Cependant, le gros problème, c’est que depuis le début, par exemple en Bolivie, nous avions tracé comme objectif d’utiliser l’extraction et l’exportation du gaz seulement de façon temporaire. L’objectif c’était de financer une diversification de l’économie. 

Mais ce qui s’est passé, c’est que, au lieu qu’on ait aujourd’hui une économie diversifiée, nous sommes devenus encore plus dépendants de l’extractivisme, on n’a pas réussi à faire cette diversification de l’économie. Donc aujourd’hui, par exemple quand les prix du pétrole plongent au niveau mondial, ce que disent ces gouvernements ce n’est pas « bon, nous avons fait une erreur et maintenant nous allons développer les autres secteurs de l’économie », mais ils y répondent plutôt en disant : « à la chute des prix du pétrole il faut répondre par plus d’extractivisme, pour extraire plus de pétrole, plus de gaz et vendre le double pour compenser la chute de 50 % des prix ». 

Ils sont en train de créer des économies qu’on appelle rentières, qui vivent de la rente générée par ce secteur et non pas de diversification économique. Cela n’a rien à voir avec un modèle distinct de développement – qui ne serait pas de suivre le modèle des pays développés qui nous a conduit à la situation catastrophique du climat.

 

La Gauche : Pour terminer, quel message pourriez-vous donner aux milliers de personnes qui vont converger vers Paris pour participer aux manifestations en relation à tout ce que nous avons abordé ?

Pablo Solón Je pense qu’il est très important d’avoir des messages clairs. Il faut aller à Paris ou il faut faire des manifestations ici en Europe, à Bruxelles, mais avec des messages clairs. Ces messages doivent être : il faut laisser 80 % des énergies fossiles sous terre ; il faut arrêter les émissions de gaz à effet de serre et la déforestation. Nous devons prendre le problème du réchauffement climatique et dire que ce que la COP est en train de faire est un crime. Nous devons dénoncer ce crime. 

L’objectif de la mobilisation ne peut pas être simplement de faire pression pour avoir un bon accord. Je pense que ça c’est une illusion. C’est amener le mouvement à une frustration. Le mouvement doit être pour dénoncer la farce de la COP21 à Paris et dénoncer la farce de cet accord.

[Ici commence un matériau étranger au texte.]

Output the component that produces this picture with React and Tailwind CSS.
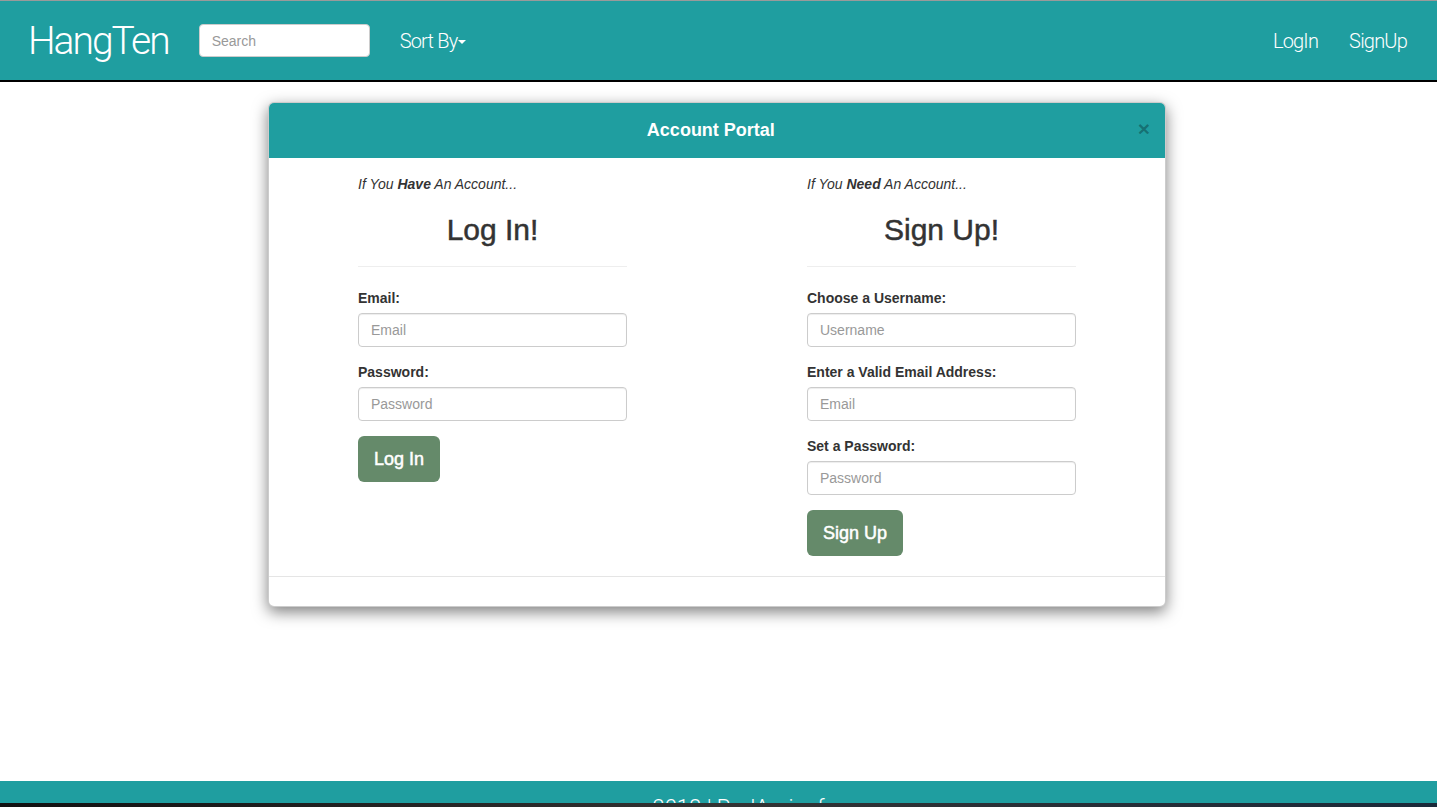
import React from 'react';

const teal = 'bg-[#1f9ea0]';

function Field({ label, placeholder, type = 'text' }) {
  return (
    <div className="mb-[15px]">
      <label className="block text-[14px] leading-5 font-bold text-[#333] mb-[5px]">{label}</label>
      <input
        type={type}
        placeholder={placeholder}
        className="block w-full h-[34px] px-3 text-[14px] text-[#555] placeholder:text-[#999] border border-[#ccc] rounded-[4px] shadow-[inset_0_1px_1px_rgba(0,0,0,0.075)] outline-none"
      />
    </div>
  );
}

function Column({ strong, title, fields, button }) {
  return (
    <div className="w-[269px]">
      <p className="text-[14px] leading-5 italic text-[#333] pt-[1px]">
        If You <b>{strong}</b> An Account...
      </p>
      <h2 className="mt-[19px] text-[30px] leading-[33px] text-center text-[#333] [-webkit-text-stroke:0.5px_#333]">{title}</h2>
      <hr className="mt-5 mb-[21px] border-0 border-t border-[#eee]" />
      {fields.map((f) => (
        <Field key={f.label} {...f} />
      ))}
      <button className="h-[46px] px-4 rounded-[6px] bg-[#658a6a] text-white text-[18px] [-webkit-text-stroke:0.5px_#fff]">
        {button}
      </button>
    </div>
  );
}

export default function App() {
  return (
    <div className="h-[807px] flex flex-col overflow-hidden bg-white font-['Liberation_Sans',Arial,sans-serif]">
      {/* Navbar */}
      <header className={`${teal} h-[82px] border-t border-[#9a9a9a] border-b-2 border-b-black flex items-center px-7 shrink-0`}>
        <a className="text-white text-[39px] font-light font-['Roboto',sans-serif] tracking-[-2px] mt-[1px]">HangTen</a>
        <input
          placeholder="Search"
          className="ml-[30px] w-[171px] h-[33px] bg-white rounded-[4px] border border-[#ccc] px-3 text-[14px] placeholder:text-[#999] outline-none"
        />
        <button className="ml-[30px] flex items-center text-white text-[20px] font-light font-['Roboto',sans-serif] tracking-[-0.8px]">
          Sort By
          <span className="ml-[1px] mt-[3px] w-0 h-0 border-x-[4px] border-x-transparent border-t-[4px] border-t-white" />
        </button>
        <nav className="ml-auto flex items-center gap-[31px] pr-[2px] text-white text-[20px] font-light font-['Roboto',sans-serif] tracking-[-0.8px]">
          <a>LogIn</a>
          <a>SignUp</a>
        </nav>
      </header>

      {/* Main */}
      <main className="flex-1 pt-5">
        <div className="w-[898px] ml-[268px] bg-white border border-black/20 rounded-[6px] shadow-[0_5px_15px_rgba(0,0,0,0.5)] overflow-hidden">
          <div className={`${teal} h-[55px] flex items-center px-[15px]`}>
            <h4 className="flex-1 text-center text-white text-[18px] font-bold">Account Portal</h4>
            <button className="text-[21px] font-bold leading-none text-black/30 -mt-[4px]">×</button>
          </div>
          <div className="flex pl-[89px] gap-[180px] pt-[15px] pb-5">
            <Column
              strong="Have"
              title="Log In!"
              button="Log In"
              fields={[
                { label: 'Email:', placeholder: 'Email' },
                { label: 'Password:', placeholder: 'Password', type: 'password' },
              ]}
            />
            <Column
              strong="Need"
              title="Sign Up!"
              button="Sign Up"
              fields={[
                { label: 'Choose a Username:', placeholder: 'Username' },
                { label: 'Enter a Valid Email Address:', placeholder: 'Email' },
                { label: 'Set a Password:', placeholder: 'Password', type: 'password' },
              ]}
            />
          </div>
          <div className="h-[30px] border-t border-[#e5e5e5]" />
        </div>
      </main>

      {/* Footer */}
      <footer className={`${teal} h-[22px] shrink-0 overflow-hidden text-center`}>
        <p className="pt-[15px] pl-[40px] text-white text-[22px] font-light font-['Roboto',sans-serif] leading-6">2018 | RudAminaf</p>
      </footer>
      <div className="h-[4px] shrink-0 bg-gradient-to-r from-[#111] via-[#333] to-[#1a2a3a]" />
    </div>
  );
}
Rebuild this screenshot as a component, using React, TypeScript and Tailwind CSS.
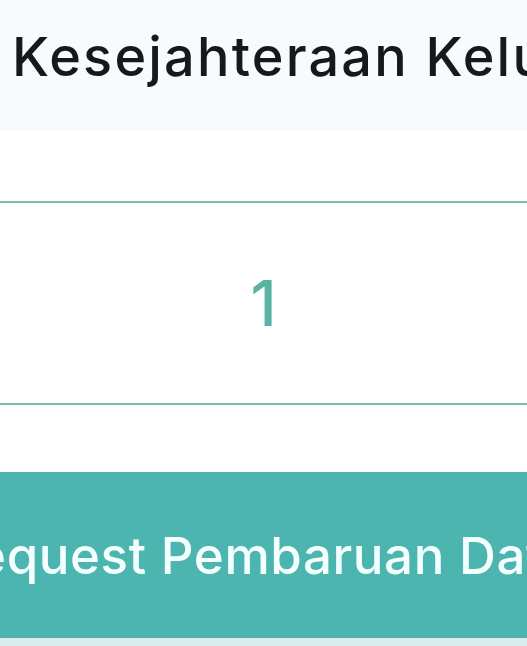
import React from "react";

export default function App() {
  return (
    <div
      className="relative flex h-[646px] w-[527px] flex-col overflow-hidden bg-white"
      style={{ fontFamily: "Inter, 'Noto Sans', sans-serif" }}
    >
      {/* header */}
      <div className="h-[131px] shrink-0 overflow-hidden bg-[#f9fafb] pl-[12px] pt-[22px]">
        <h1 className="whitespace-nowrap text-[54px] font-medium leading-[70px] tracking-[2.2px] text-[#16181d]">
          Kesejahteraan Keluarga
        </h1>
      </div>

      {/* value row */}
      <div className="mt-[70px] flex h-[204px] shrink-0 items-center justify-center border-y-2 border-[#80b9b1]">
        <span className="text-[63px] font-medium leading-none text-[#58b3a2]">1</span>
      </div>

      {/* button */}
      <div className="mt-[67px] flex h-[166px] shrink-0 justify-center">
        <button className="flex w-[640px] shrink-0 items-center justify-center bg-[#4db5b0] pr-[10px] pt-[2px]">
          <span className="whitespace-nowrap text-[51px] font-medium tracking-[0.6px] text-[#f4ffff]">
            Request Pembaruan Data
          </span>
        </button>
      </div>
      <div className="flex-1 bg-[#dcedee]" />
    </div>
  );
}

Et précisément dire qu’il faut mettre un arrêt au crime climatique qui est en train d’avoir lieu sur la terre, sur la planète, et mettre fin à cette inaction préméditée avec laquelle les gouvernements favorisent les multinationales. 

C’est très important pour éviter ce qui s’est passé notamment à New York l’année passée : il y avait une grande mobilisation avec 400 000 personnes dans la rue, mais le message était très générique, le message c’était « agissez ! ». Ban Ki-moon et d’autres figures politiques étaient présentes. Le lendemain ils ont dit « nous allons agir » et ce qu’ils ont fait c’était promouvoir la tarification du carbone pour ouvrir de nouveaux marchés du carbone. 

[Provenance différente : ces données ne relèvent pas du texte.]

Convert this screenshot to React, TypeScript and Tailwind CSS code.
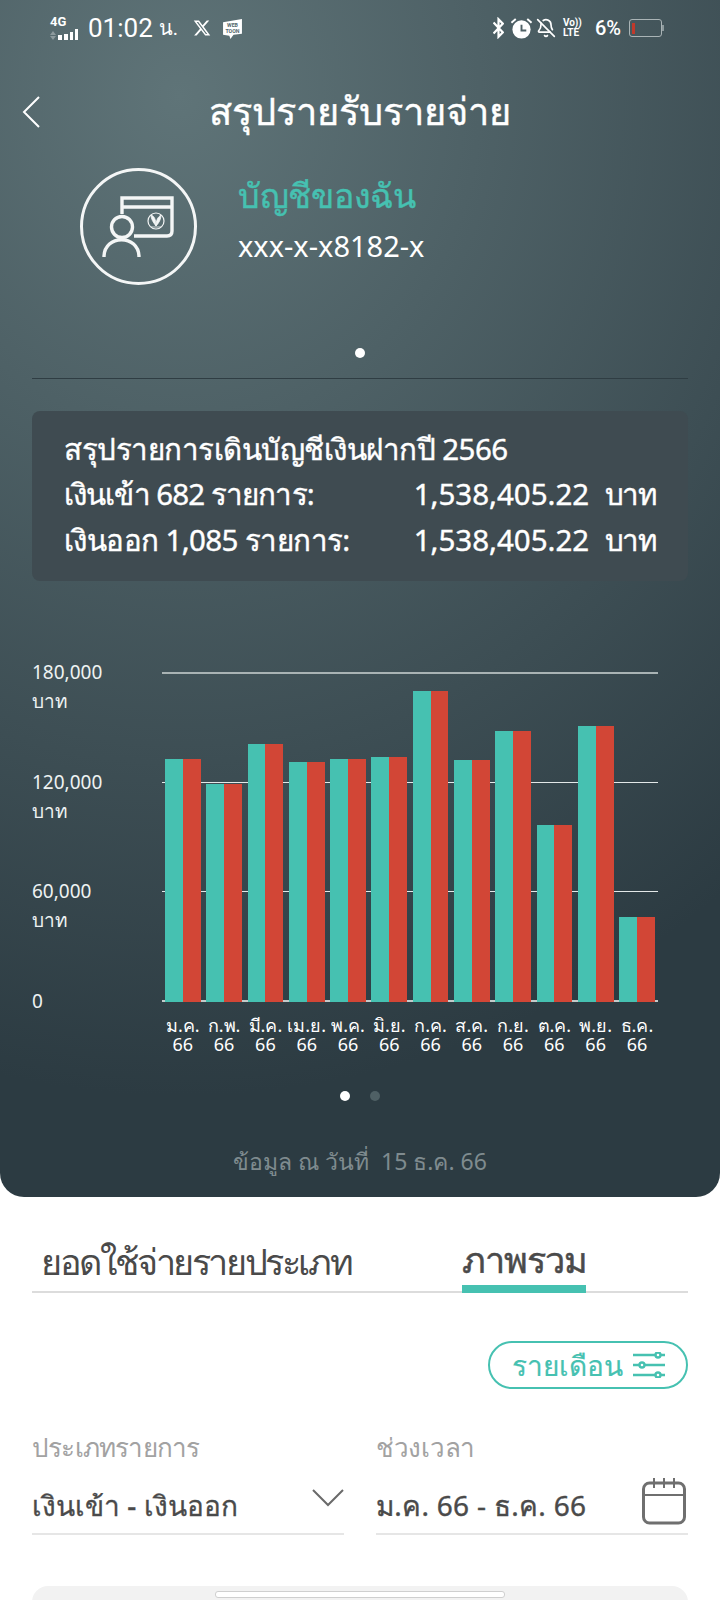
import { BellOff } from "lucide-react";
import { RiTwitterXFill } from "react-icons/ri";

const months = ["ม.ค.", "ก.พ.", "มี.ค.", "เม.ย.", "พ.ค.", "มิ.ย.", "ก.ค.", "ส.ค.", "ก.ย.", "ต.ค.", "พ.ย.", "ธ.ค."];
const bars = [243, 218, 258, 240, 243, 245, 311, 242, 271, 177, 276, 85];
const axis = ["180,000", "120,000", "60,000"];

function StatusBar() {
  return (
    <div className="flex h-[56px] items-center justify-between pl-[50px] pr-[56px] font-['Roboto',sans-serif] text-white">
      <div className="flex items-center">
        <div className="flex w-[32px] flex-col">
          <div className="flex items-start">
            <span className="text-[13px] font-bold leading-[12px]">4G</span>
          </div>
          <div className="mt-[1px] flex items-end gap-[2px]">
            <div className="mr-[1px] flex h-[9px] w-[5px] flex-col justify-between">
              <div className="h-0 w-0 border-x-[3px] border-b-[4px] border-x-transparent border-b-[#8d9a9d]" />
              <div className="h-0 w-0 border-x-[3px] border-t-[4px] border-x-transparent border-t-[#8d9a9d]" />
            </div>
            <div className="h-[5px] w-[4px] bg-white" />
            <div className="h-[6px] w-[4px] bg-white" />
            <div className="h-[8px] w-[3px] bg-white" />
            <div className="h-[11px] w-[3px] bg-white" />
          </div>
        </div>
        <span className="ml-[6px] text-[26px] font-normal leading-none">01:02</span>
        <span className="ml-[6px] text-[20px] font-normal leading-none">น.</span>
        <RiTwitterXFill className="ml-[14px] h-[20px] w-[20px]" />
        <svg viewBox="0 0 20 20" className="ml-[10px] h-[21px] w-[21px]">
          <path d="M1 4 L19 1 V15 L11 16 L8 20 L7 17 L1 16 Z" fill="#fff" />
          <text x="10" y="9" fontSize="5" fontWeight="700" textAnchor="middle" fill="#55686d">WEB</text>
          <text x="10" y="14" fontSize="5" fontWeight="700" textAnchor="middle" fill="#55686d">TOON</text>
        </svg>
      </div>
      <div className="flex items-center">
        <svg viewBox="0 0 10 20" fill="none" stroke="#fff" strokeWidth="2" className="h-[22px] w-[11px]">
          <path d="M0.5 5 9 14 5 18V2L9 6 0.5 15" />
        </svg>
        <svg viewBox="0 0 24 24" className="ml-[6px] h-[23px] w-[23px]">
          <circle cx="12" cy="13" r="9.5" fill="#fff" />
          <path d="M12 8v6h5" fill="none" stroke="#4f6166" strokeWidth="2" />
          <path d="M1.5 6 6 2M22.5 6 18 2" stroke="#fff" strokeWidth="2" />
        </svg>
        <BellOff className="ml-[3px] h-[20px] w-[20px]" strokeWidth={2} />
        <div className="ml-[7px] flex w-[20px] flex-col text-[10px] font-bold leading-[10px]">
          <span>Vo))</span>
          <span>LTE</span>
        </div>
        <span className="ml-[12px] text-[20px] font-medium leading-none">6%</span>
        <div className="ml-[8px] flex items-center">
          <div className="flex h-[18px] w-[33px] items-center rounded-[3px] border border-[#aab4b6] px-[2px]">
            <div className="h-[11px] w-[3px] bg-[#c0392b]" />
          </div>
          <div className="h-[6px] w-[2px] bg-[#8d9a9d]" />
        </div>
      </div>
    </div>
  );
}

function AccountIcon() {
  return (
    <svg viewBox="0 0 117 117" fill="none" stroke="#f4f6f6" className="h-[117px] w-[117px] shrink-0">
      <circle cx="58.5" cy="58.5" r="57" strokeWidth="3" />
      <path d="M42 46V30H92V63Q92 68 87 68H54M42 39H92" strokeWidth="3.4" />
      <circle cx="42" cy="59" r="10.5" strokeWidth="3.4" />
      <path d="M24 89C24 66 59 66 59 89" strokeWidth="3.4" />
      <circle cx="76" cy="53" r="8" strokeWidth="1.2" />
      <path d="M76 58C73 54 71 51 71 47C74 48 76 51 76 58C76 52 78 49 81 47C81 51 79 55 76 58ZM71 59H81" fill="#f4f6f6" strokeWidth="0.8" />
    </svg>
  );
}

function Chart() {
  return (
    <div className="mt-[91px] flex pl-[32px] pr-[30px]">
      <div className="mt-[-14px] w-[130px] text-[19px] text-[#eef2f2]">
        {axis.map((v) => (
          <div key={v} className="h-[109.5px] leading-[29px]">
            <div>{v}</div>
            <div>บาท</div>
          </div>
        ))}
        <div className="leading-[29px]">0</div>
      </div>
      <div className="w-[496px]">
        <div className="relative h-[330px]">
          <div className="absolute inset-0 flex flex-col justify-between">
            <div className="h-[2px] bg-[#a9b3b4]" />
            <div className="h-[1px] bg-[#e3e8e8]" />
            <div className="h-[1px] bg-[#e3e8e8]" />
            <div className="h-[2px] bg-[#c3caca]" />
          </div>
          <div className="absolute inset-0 flex items-end gap-[5.6px] pl-[3px]">
            {bars.map((h, i) => (
              <div key={i} className="flex w-[35.7px]">
                <div className="flex-1 bg-[#46c1b1]" style={{ height: h }} />
                <div className="flex-1 bg-[#d24636]" style={{ height: h }} />
              </div>
            ))}
          </div>
        </div>
        <div className="mt-[14px] flex gap-[5.6px] pl-[3px] text-center text-[18px] leading-[19px] text-white">
          {months.map((m) => (
            <div key={m} className="flex w-[35.7px] flex-col items-center whitespace-nowrap">
              <span>{m}</span>
              <span>66</span>
            </div>
          ))}
        </div>
      </div>
    </div>
  );
}

export default function App() {
  return (
    <div className="h-[1600px] w-[720px] overflow-hidden bg-white font-['Noto_Sans','DejaVu_Sans',sans-serif]">
      {/* Top panel */}
      <div className="h-[1197px] rounded-b-[24px] bg-[radial-gradient(ellipse_900px_1000px_at_25%_8%,#5f7478,#2c3b42)] text-white">
        <StatusBar />
        <div className="relative mt-[28px] flex h-[56px] items-center justify-center text-[38px] [-webkit-text-stroke:0.4px]">
          <svg viewBox="0 0 18 32" fill="none" stroke="#fff" strokeWidth="2" className="absolute left-[22px] h-[32px] w-[18px]">
            <path d="M17 1 2 16 17 31" />
          </svg>
          <span className="pb-[4px]">สรุปรายรับรายจ่าย</span>
        </div>
        <div className="mt-[28px] flex pl-[80px]">
          <AccountIcon />
          <div className="ml-[41px] mt-[4px]">
            <div className="text-[34px] leading-[46px] tracking-[-0.3px] text-[#46c1b1] [-webkit-text-stroke:0.4px]">บัญชีของฉัน</div>
            <div className="mt-[8px] text-[29px] leading-[40px]">xxx-x-x8182-x</div>
          </div>
        </div>
        <div className="mt-[63px] flex justify-center">
          <div className="h-[10px] w-[10px] rounded-full bg-white" />
        </div>
        <div className="mx-[32px] mt-[20px] h-[1px] bg-[#2f3d43]" />
        <div className="mx-[32px] mt-[32px] flex h-[170px] flex-col justify-center rounded-[8px] bg-[#3f4b51] px-[32px] pb-[4px] text-[29.5px] leading-[45.5px] [-webkit-text-stroke:0.4px]">
          <div className="tracking-[-0.5px]">สรุปรายการเดินบัญชีเงินฝากปี 2566</div>
          <div className="flex justify-between">
            <span className="tracking-[-0.9px]">เงินเข้า 682 รายการ:</span>
            <span>
              1,538,405.22&nbsp; <span className="tracking-[-1.2px]">บาท</span>
            </span>
          </div>
          <div className="flex justify-between">
            <span className="tracking-[-0.6px]">เงินออก 1,085 รายการ:</span>
            <span>
              1,538,405.22&nbsp; <span className="tracking-[-1.2px]">บาท</span>
            </span>
          </div>
        </div>
        <Chart />
        <div className="mt-[37px] flex justify-center gap-[20px]">
          <div className="h-[10px] w-[10px] rounded-full bg-white" />
          <div className="h-[10px] w-[10px] rounded-full bg-[#4f6065]" />
        </div>
        <div className="mt-[42px] text-center text-[23px] leading-[36px] text-[#7f8b8f]">ข้อมูล ณ วันที่&nbsp; 15 ธ.ค. 66</div>
      </div>

      {/* Tabs */}
      <div className="mx-[32px] mt-[39px] flex h-[57px] items-end border-b-2 border-[#dcdcdc] text-[36px] leading-[50px] text-[#4a4a4a]">
        <div className="ml-[9px] w-[309px] whitespace-nowrap pb-[4px] tracking-[-2.4px]">ยอดใช้จ่ายรายประเภท</div>
        <div className="mb-[-2px] ml-[112px] w-[124px] whitespace-nowrap border-b-8 border-[#46c1b1] tracking-[-1px] [-webkit-text-stroke:0.5px]">ภาพรวม</div>
      </div>

      {/* Filters */}
      <div className="mx-[32px] mt-[48px] flex justify-end">
        <div className="flex h-[48px] w-[200px] items-center justify-center gap-[10px] rounded-full border-2 border-[#46c1b1] text-[28px] text-[#46c1b1] [-webkit-text-stroke:0.2px]">
          รายเดือน
          <svg viewBox="0 0 32 26" fill="none" stroke="#46c1b1" strokeWidth="2.4" className="h-[26px] w-[32px]">
            <path d="M0 3H22M28 3H32M0 13H6M12 13H32M0 23H22M28 23H32" />
            <circle cx="25" cy="3" r="2.5" />
            <circle cx="9" cy="13" r="2.5" />
            <circle cx="25" cy="23" r="2.5" />
          </svg>
        </div>
      </div>
      <div className="mx-[32px] mt-[38px] grid grid-cols-2 gap-[32px]">
        <div>
          <div className="text-[26px] leading-[40px] tracking-[-0.8px] text-[#a2a2a2]">ประเภทรายการ</div>
          <div className="mt-[18px] flex h-[50px] items-center justify-between border-b-2 border-[#e6e6e6] pb-[8px] text-[28px] font-medium text-[#4a4a4a] [-webkit-text-stroke:0.3px]">
            เงินเข้า - เงินออก
            <svg viewBox="0 0 32 18" fill="none" stroke="#6a6a6a" strokeWidth="2" className="mb-[14px] h-[18px] w-[32px]">
              <path d="M1 1 16 16 31 1" />
            </svg>
          </div>
        </div>
        <div>
          <div className="text-[26px] leading-[40px] tracking-[-0.3px] text-[#a2a2a2]">ช่วงเวลา</div>
          <div className="mt-[18px] flex h-[50px] items-center justify-between border-b-2 border-[#e6e6e6] pb-[8px] text-[28px] tracking-[0.3px] text-[#4a4a4a] [-webkit-text-stroke:0.4px]">
            ม.ค. 66 - ธ.ค. 66
            <svg viewBox="0 0 44 48" fill="none" stroke="#6f6f6f" strokeWidth="3" className="mb-[8px] mr-[2px] h-[48px] w-[44px]">
              <rect x="1.5" y="6" width="41" height="40" rx="6" />
              <path d="M1.5 18H42.5M12 1V11M22 1V11M32 1V11" strokeWidth="2" />
            </svg>
          </div>
        </div>
      </div>

      {/* Next card peeking in */}
      <div className="relative mx-[32px] mt-[51px] h-[40px] rounded-t-[16px] bg-[#f2f2f2]">
        <div className="absolute left-[183px] top-[5px] h-[7px] w-[290px] rounded-[3px] border border-[#cfcfcf] bg-white" />
      </div>
    </div>
  );
}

Donc si on va à une manifestation avec un message trop générique, il est beaucoup plus facile qu’il soit capté par les forces politiques et économiques qui veulent, au fond, vendre un mauvais accord à Paris, de manière consciente, pour ainsi occulter leurs responsabilités. 

C’est très important d’avoir des messages clairs de dénonciation et prendre le problème climatique pour ce qu’il est : un crime contre l’humanité et un crime contre la nature. Ce n’est plus seulement un problème de modèle théorique de développement : on parle de centaines de milliers de personnes qui meurent chaque année et d’espèces de la biodiversité qui disparaissent et que nos enfants et petits-enfants ne connaîtront pas.

  • 1. Pablo Solón Romero, ancien ministre du Commerce extérieur du gouvernement d’Evo Morales et ancien ambassadeur de la Bolivie aux Nations unies (février 2009 à la fin juin 2011), est maintenant directeur exécutif de l'organisation altermondialiste Focus on the Global South. De passage à Bruxelles pour une conférence organisée par l’organisation Climat et Justice sociale, il a été interviewé par le journal de la LCR-SAP (section belge de la IVe Internationale), la Gauche.